First it’s important to understand how projectiles fly through the air. All objects, regardless of their mass, fall at the same rate in a vacuum. [Apollo 15 video clip] Additionally, an object’s time falling is independent of its horizontal velocity. So no matter how fast the bus is traveling, should it launch horizontally, it will always fall some amount and fail to make it.
So for the bus to make the jump, it must launch at some angle. Now this is a little bit of a cheat as I should explain more. However, there is an equation in mechanics know as the range equation which relates the initial velocity of a projectile to the distance it covers horizontally. If we examine the movie, we can find the speed the bus is traveling and the distance it is meant to cover. “g” is the acceleration due to gravity which we know. So we can check to see how much of an incline we need for a lunch something that will just make it.
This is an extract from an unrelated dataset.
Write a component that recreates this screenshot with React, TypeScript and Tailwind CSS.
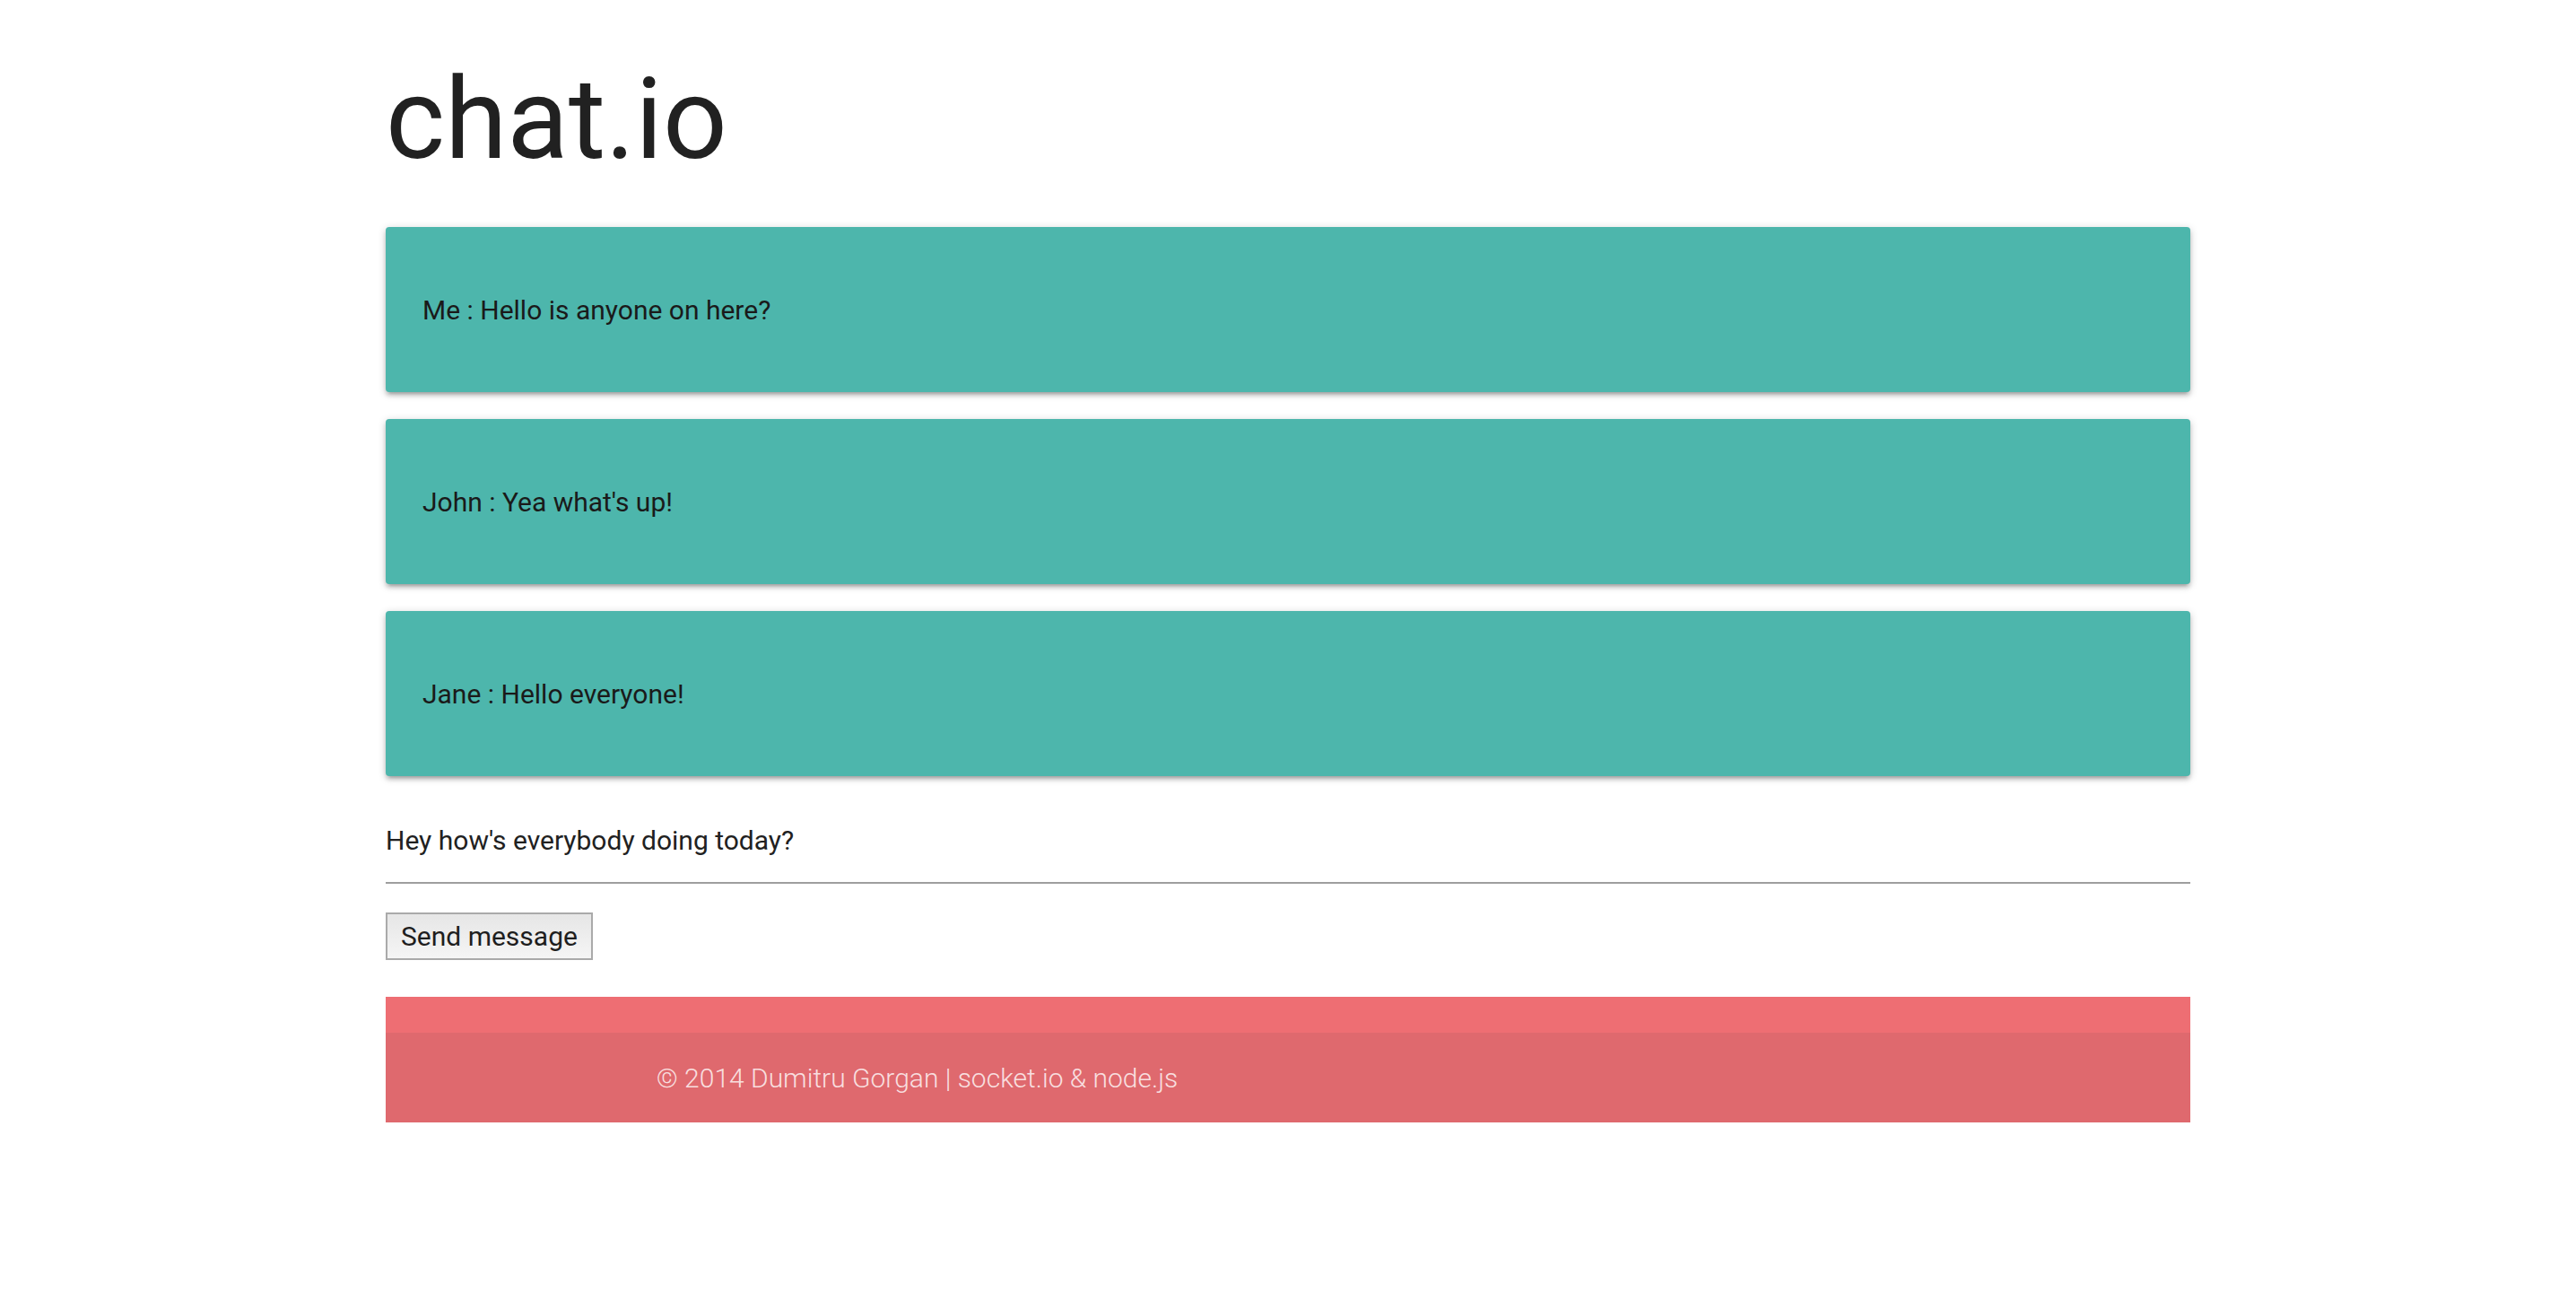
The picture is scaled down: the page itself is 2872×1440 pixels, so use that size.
import React from 'react';

const messages = [
  { from: 'Me', text: 'Hello is anyone on here?' },
  { from: 'John', text: "Yea what's up!" },
  { from: 'Jane', text: 'Hello everyone!' },
];

const App: React.FC = () => {
  return (
    <div className="min-h-screen bg-white font-['Roboto',sans-serif]">
      <div className="w-[2012px] mx-auto">
        <h1 className="pt-[70px] text-[126px] leading-none font-normal text-[#212121]">chat.io</h1>

        <div className="mt-[57px] flex flex-col gap-[30px]">
          {messages.map((m) => (
            <div
              key={m.from}
              className="h-[184px] flex items-center px-[41px] rounded-[4px] bg-[#4db6ac] text-[30px] text-[#1a1a1a] shadow-[0_4px_4px_0_rgba(0,0,0,0.14),0_6px_2px_-4px_rgba(0,0,0,0.12),0_2px_10px_0_rgba(0,0,0,0.2)]"
            >
              {m.from} : {m.text}
            </div>
          ))}
        </div>

        <input
          type="text"
          defaultValue="Hey how's everybody doing today?"
          className="mt-[24px] block w-full h-[96px] border-b-2 border-[#9e9e9e] bg-transparent text-[30px] text-[#212121] outline-none"
        />

        <button className="mt-[32px] block h-[53px] px-[15px] border-2 border-[#aaaaaa] bg-gradient-to-b from-[#e6e6e6] to-[#f5f5f5] text-[30px] leading-none text-[#1e1e1e]">
          Send message
        </button>

        <footer className="mt-[41px] bg-[#ee6e73]">
          <div className="h-[40px]"></div>
          <div className="h-[100px] flex items-center bg-[rgba(51,51,51,0.08)]">
            <div className="w-[70%] mx-auto text-[30px] font-light text-[rgba(255,255,255,0.8)]">
              © 2014 Dumitru Gorgan | socket.io &amp; node.js
            </div>
          </div>
        </footer>
      </div>
    </div>
  );
};

export default App;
We simply rearrange the equation, solving for the launch angle. Plug in our values, and presto. We get approximately five degrees. That’s not much of an angle. Now there’s no clear shot of the highway. So it’s hard to say if there’s actually an incline, but it seems possible there could be.
Oddly, the bus seems to jump upwards at the last moment, an artifact of Hollywood tinkering, but it does seems we’ve cleared one hurtle. If we really believe the bus left the road going 68 miles and hour, and the jump adjusted for the length of the bus was a mere 50 feet, as long as there was a 5 degree incline, it seems possible the bus could have made the jump.
However, a quick glimpse at the Speed DVD’s special features makes it clear the landing would most likely wreck the bus. Not to mention, we haven’t thought about wind resistance or the bus’s rotation. Nonetheless, it’s not entirely absurd.